──────── Data for the task

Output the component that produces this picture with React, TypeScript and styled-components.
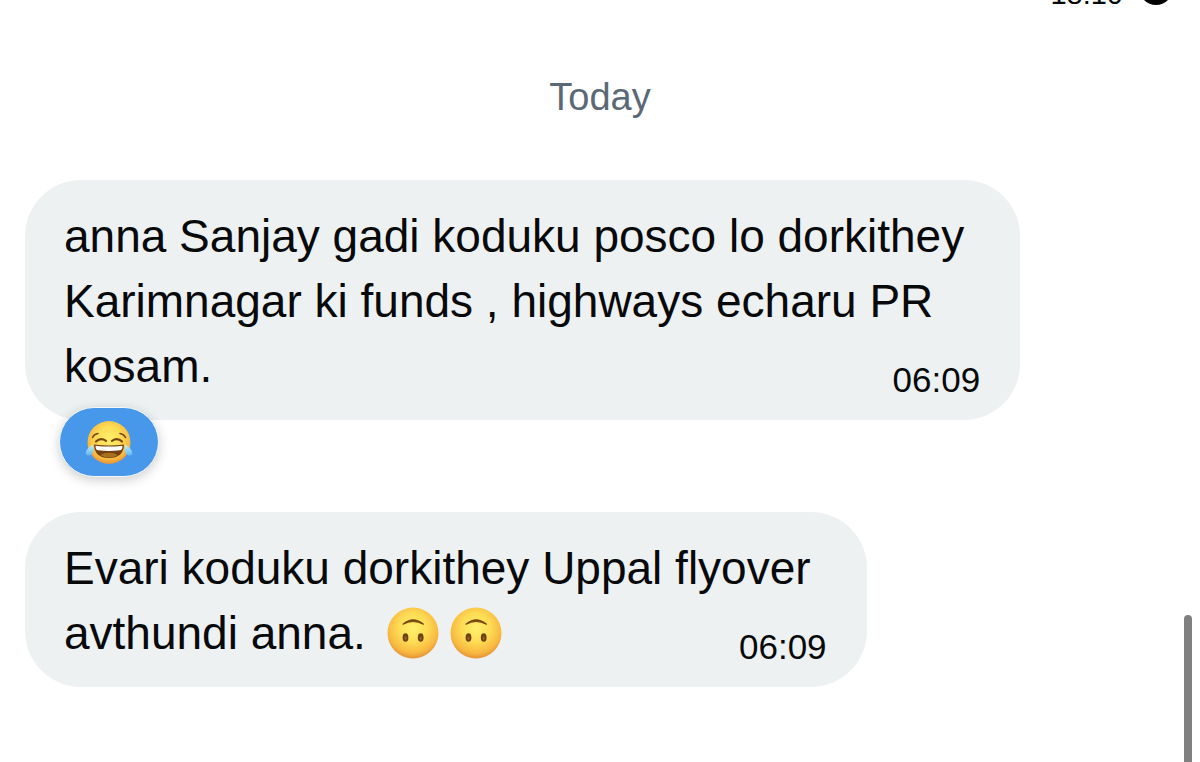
import React from "react";
import styled, { createGlobalStyle } from "styled-components";

const GlobalStyle = createGlobalStyle`
  * { box-sizing: border-box; }
  body {
    margin: 0;
    background: #ffffff;
    color: #08090a;
    font-family: "Liberation Sans", Arial, sans-serif;
    overflow: hidden;
  }
`;

const Conversation = styled.main`
  display: flex;
  flex-direction: column;
  min-height: 100vh;
`;

const SentStatus = styled.header`
  display: flex;
  justify-content: flex-end;
  align-items: flex-end;
  gap: 16px;
  height: 8px;
  padding-right: 27px;
  font-size: 29px;
  line-height: 28px;
`;

const SentIcon = styled.svg`
  display: block;
  flex: none;
  width: 34px;
  height: 34px;
  margin-bottom: 3px;
`;

const DayLabel = styled.h2`
  margin: 64px 0 58px;
  color: #5b6876;
  font-size: 38px;
  font-weight: 400;
  line-height: 50px;
  text-align: center;
`;

const MessageList = styled.ol`
  display: flex;
  flex-direction: column;
  align-items: flex-start;
  gap: 35px;
  margin: 0;
  padding: 0 25px;
  list-style: none;
`;

const Message = styled.li`
  display: flex;
  flex-direction: column;
  align-items: flex-start;
`;

const Bubble = styled.article`
  display: grid;
  padding: 24px 40px 21px 39px;
  border-radius: 56px;
  background: #edf1f2;
`;

const MessageText = styled.p`
  grid-area: 1 / 1;
  margin: 0;
  padding-right: 16px;
  font-size: 46px;
  line-height: 65px;
`;

const Time = styled.time`
  grid-area: 1 / 1;
  align-self: end;
  justify-self: end;
  font-size: 35px;
  line-height: 38px;
`;

const Reaction = styled.button`
  display: flex;
  align-items: center;
  justify-content: center;
  width: 100px;
  height: 70px;
  margin: -13px 0 0 34px;
  padding: 0;
  border: 1px solid #f3f7fa;
  border-radius: 35px;
  background: #4797ea;
  box-shadow: 0 3px 12px rgba(0, 0, 0, 0.2);
`;

const Emoji = styled.svg<{ $size: number }>`
  width: ${(p) => p.$size}px;
  height: ${(p) => p.$size}px;
  overflow: visible;
`;

const InlineEmojis = styled.span`
  display: inline-flex;
  gap: 11px;
  margin-left: 8px;
  vertical-align: -10px;
`;

const ScrollThumb = styled.div`
  position: fixed;
  right: 8px;
  bottom: 0;
  width: 8px;
  height: 147px;
  border-radius: 4px 4px 0 0;
  background: #808080;
`;

const Definitions = styled.svg`
  position: absolute;
`;

const FaceGradients = () => (
  <Definitions width="0" height="0" aria-hidden="true">
    <defs>
      <radialGradient id="face" cx="0.5" cy="0.4" r="0.62">
        <stop offset="0" stopColor="#fff06c" />
        <stop offset="0.45" stopColor="#fedc55" />
        <stop offset="0.8" stopColor="#f8b840" />
        <stop offset="1" stopColor="#e08a34" />
      </radialGradient>
      <linearGradient id="tear" x1="0" y1="0" x2="0" y2="1">
        <stop offset="0" stopColor="#c9effc" />
        <stop offset="1" stopColor="#5bb8ee" />
      </linearGradient>
    </defs>
  </Definitions>
);

const UpsideDownFace = () => (
  <Emoji $size={52} viewBox="0 0 52 52" role="img" aria-label="upside-down face">
    <circle cx="26" cy="26" r="25.5" fill="url(#face)" />
    <path d="M16 17.2Q26 8.500 36.500 17.200Q26 11.500 16 17.200Z" fill="#7a4a10" stroke="#7a4a10" strokeWidth="1.200" strokeLinejoin="round" />
    <ellipse cx="18.500" cy="30.500" rx="2.900" ry="4.300" fill="#704210" />
    <ellipse cx="33.700" cy="30.500" rx="2.900" ry="4.300" fill="#704210" />
    <ellipse cx="18.500" cy="31.200" rx="1" ry="1.800" fill="#94602a" />
    <ellipse cx="33.700" cy="31.200" rx="1" ry="1.800" fill="#94602a" />
  </Emoji>
);

const JoyFace = () => (
  <Emoji $size={46} viewBox="0 0 46 46" role="img" aria-label="face with tears of joy">
    <circle cx="23" cy="23.500" r="21.500" fill="url(#face)" />
    <g fill="none" stroke="#75450f" strokeLinecap="round">
      <path d="M6.500 18.500Q8.500 14.800 12 14.500" strokeWidth="1.500" />
      <path d="M39.500 18.500Q37.500 14.800 34 14.500" strokeWidth="1.500" />
      <path d="M10 22.500Q14.500 18.200 20 21.800" strokeWidth="2.200" />
      <path d="M36 22.500Q31.500 18.200 26 21.800" strokeWidth="2.200" />
    </g>
    <path d="M8 25.500Q23 27.500 38 25.500Q37.500 39 23 39Q8.500 39 8 25.500Z" fill="#75400f" />
    <path d="M9.500 26.700Q23 28.500 36.500 26.700Q36.500 31 34 31.300Q23 32.500 12 31.300Q9.500 31 9.500 26.700Z" fill="#fff" />
    <path d="M14 36Q23 31.500 32 36Q23 41 14 36Z" fill="#a8701f" />
    <path d="M6.800 25.500Q9 35.500 3.500 36.500Q-1.500 37 .2 32Q2 28.500 6.800 25.500Z" fill="url(#tear)" />
    <path d="M39.200 25.500Q37 35.500 42.500 36.500Q47.500 37 45.800 32Q44 28.500 39.200 25.500Z" fill="url(#tear)" />
  </Emoji>
);

export default function App() {
  return (
    <Conversation>
      <GlobalStyle />
      <FaceGradients />
      <SentStatus>
        <time>18:10</time>
        <SentIcon viewBox="0 0 34 34" role="img" aria-label="Sent">
          <circle cx="17" cy="17" r="17" fill="#000" />
          <path d="M9 16l6 6 10-11" fill="none" stroke="#fff" strokeWidth="3" />
        </SentIcon>
      </SentStatus>
      <DayLabel>Today</DayLabel>
      <MessageList>
        <Message>
          <Bubble>
            <MessageText>
              anna Sanjay gadi koduku posco lo dorkithey
              <br />
              Karimnagar ki funds , highways echaru PR
              <br />
              kosam.
            </MessageText>
            <Time>06:09</Time>
          </Bubble>
          <Reaction type="button" aria-label="Reaction: face with tears of joy">
            <JoyFace />
          </Reaction>
        </Message>
        <Message>
          <Bubble>
            <MessageText>
              Evari koduku dorkithey Uppal flyover
              <br />
              avthundi anna.{" "}
              <InlineEmojis>
                <UpsideDownFace />
                <UpsideDownFace />
              </InlineEmojis>
            </MessageText>
            <Time>06:09</Time>
          </Bubble>
        </Message>
      </MessageList>
      <ScrollThumb />
    </Conversation>
  );
}
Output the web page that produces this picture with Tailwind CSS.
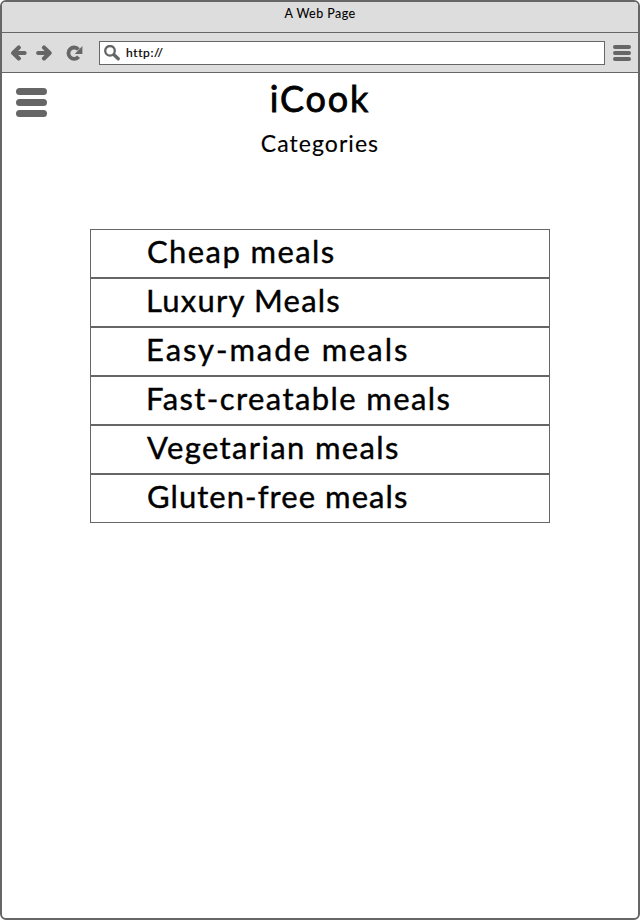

────────────────

> Goal: Each entry above should be reproduced exactly, with the pictures removed.

> Response to the exercise:
Output the component that produces this picture with React, TypeScript and styled-components.
import React from "react";
import styled, { createGlobalStyle } from "styled-components";

const GlobalStyle = createGlobalStyle`
  * { box-sizing: border-box; }
  body {
    margin: 0;
    background: #ffffff;
    color: #08090a;
    font-family: "Liberation Sans", Arial, sans-serif;
    overflow: hidden;
  }
`;

const Conversation = styled.main`
  display: flex;
  flex-direction: column;
  min-height: 100vh;
`;

const SentStatus = styled.header`
  display: flex;
  justify-content: flex-end;
  align-items: flex-end;
  gap: 16px;
  height: 8px;
  padding-right: 27px;
  font-size: 29px;
  line-height: 28px;
`;

const SentIcon = styled.svg`
  display: block;
  flex: none;
  width: 34px;
  height: 34px;
  margin-bottom: 3px;
`;

const DayLabel = styled.h2`
  margin: 64px 0 58px;
  color: #5b6876;
  font-size: 38px;
  font-weight: 400;
  line-height: 50px;
  text-align: center;
`;

const MessageList = styled.ol`
  display: flex;
  flex-direction: column;
  align-items: flex-start;
  gap: 35px;
  margin: 0;
  padding: 0 25px;
  list-style: none;
`;

const Message = styled.li`
  display: flex;
  flex-direction: column;
  align-items: flex-start;
`;

const Bubble = styled.article`
  display: grid;
  padding: 24px 40px 21px 39px;
  border-radius: 56px;
  background: #edf1f2;
`;

const MessageText = styled.p`
  grid-area: 1 / 1;
  margin: 0;
  padding-right: 16px;
  font-size: 46px;
  line-height: 65px;
`;

const Time = styled.time`
  grid-area: 1 / 1;
  align-self: end;
  justify-self: end;
  font-size: 35px;
  line-height: 38px;
`;

const Reaction = styled.button`
  display: flex;
  align-items: center;
  justify-content: center;
  width: 100px;
  height: 70px;
  margin: -13px 0 0 34px;
  padding: 0;
  border: 1px solid #f3f7fa;
  border-radius: 35px;
  background: #4797ea;
  box-shadow: 0 3px 12px rgba(0, 0, 0, 0.2);
`;

const Emoji = styled.svg<{ $size: number }>`
  width: ${(p) => p.$size}px;
  height: ${(p) => p.$size}px;
  overflow: visible;
`;

const InlineEmojis = styled.span`
  display: inline-flex;
  gap: 11px;
  margin-left: 8px;
  vertical-align: -10px;
`;

const ScrollThumb = styled.div`
  position: fixed;
  right: 8px;
  bottom: 0;
  width: 8px;
  height: 147px;
  border-radius: 4px 4px 0 0;
  background: #808080;
`;

const Definitions = styled.svg`
  position: absolute;
`;

const FaceGradients = () => (
  <Definitions width="0" height="0" aria-hidden="true">
    <defs>
      <radialGradient id="face" cx="0.5" cy="0.4" r="0.62">
        <stop offset="0" stopColor="#fff06c" />
        <stop offset="0.45" stopColor="#fedc55" />
        <stop offset="0.8" stopColor="#f8b840" />
        <stop offset="1" stopColor="#e08a34" />
      </radialGradient>
      <linearGradient id="tear" x1="0" y1="0" x2="0" y2="1">
        <stop offset="0" stopColor="#c9effc" />
        <stop offset="1" stopColor="#5bb8ee" />
      </linearGradient>
    </defs>
  </Definitions>
);

const UpsideDownFace = () => (
  <Emoji $size={52} viewBox="0 0 52 52" role="img" aria-label="upside-down face">
    <circle cx="26" cy="26" r="25.5" fill="url(#face)" />
    <path d="M16 17.2Q26 8.500 36.500 17.200Q26 11.500 16 17.200Z" fill="#7a4a10" stroke="#7a4a10" strokeWidth="1.200" strokeLinejoin="round" />
    <ellipse cx="18.500" cy="30.500" rx="2.900" ry="4.300" fill="#704210" />
    <ellipse cx="33.700" cy="30.500" rx="2.900" ry="4.300" fill="#704210" />
    <ellipse cx="18.500" cy="31.200" rx="1" ry="1.800" fill="#94602a" />
    <ellipse cx="33.700" cy="31.200" rx="1" ry="1.800" fill="#94602a" />
  </Emoji>
);

const JoyFace = () => (
  <Emoji $size={46} viewBox="0 0 46 46" role="img" aria-label="face with tears of joy">
    <circle cx="23" cy="23.500" r="21.500" fill="url(#face)" />
    <g fill="none" stroke="#75450f" strokeLinecap="round">
      <path d="M6.500 18.500Q8.500 14.800 12 14.500" strokeWidth="1.500" />
      <path d="M39.500 18.500Q37.500 14.800 34 14.500" strokeWidth="1.500" />
      <path d="M10 22.500Q14.500 18.200 20 21.800" strokeWidth="2.200" />
      <path d="M36 22.500Q31.500 18.200 26 21.800" strokeWidth="2.200" />
    </g>
    <path d="M8 25.500Q23 27.500 38 25.500Q37.500 39 23 39Q8.500 39 8 25.500Z" fill="#75400f" />
    <path d="M9.500 26.700Q23 28.500 36.500 26.700Q36.500 31 34 31.300Q23 32.500 12 31.300Q9.500 31 9.500 26.700Z" fill="#fff" />
    <path d="M14 36Q23 31.500 32 36Q23 41 14 36Z" fill="#a8701f" />
    <path d="M6.800 25.500Q9 35.500 3.500 36.500Q-1.500 37 .2 32Q2 28.500 6.800 25.500Z" fill="url(#tear)" />
    <path d="M39.200 25.500Q37 35.500 42.500 36.500Q47.500 37 45.800 32Q44 28.500 39.200 25.500Z" fill="url(#tear)" />
  </Emoji>
);

export default function App() {
  return (
    <Conversation>
      <GlobalStyle />
      <FaceGradients />
      <SentStatus>
        <time>18:10</time>
        <SentIcon viewBox="0 0 34 34" role="img" aria-label="Sent">
          <circle cx="17" cy="17" r="17" fill="#000" />
          <path d="M9 16l6 6 10-11" fill="none" stroke="#fff" strokeWidth="3" />
        </SentIcon>
      </SentStatus>
      <DayLabel>Today</DayLabel>
      <MessageList>
        <Message>
          <Bubble>
            <MessageText>
              anna Sanjay gadi koduku posco lo dorkithey
              <br />
              Karimnagar ki funds , highways echaru PR
              <br />
              kosam.
            </MessageText>
            <Time>06:09</Time>
          </Bubble>
          <Reaction type="button" aria-label="Reaction: face with tears of joy">
            <JoyFace />
          </Reaction>
        </Message>
        <Message>
          <Bubble>
            <MessageText>
              Evari koduku dorkithey Uppal flyover
              <br />
              avthundi anna.{" "}
              <InlineEmojis>
                <UpsideDownFace />
                <UpsideDownFace />
              </InlineEmojis>
            </MessageText>
            <Time>06:09</Time>
          </Bubble>
        </Message>
      </MessageList>
      <ScrollThumb />
    </Conversation>
  );
}
Output the web page that produces this picture with Tailwind CSS.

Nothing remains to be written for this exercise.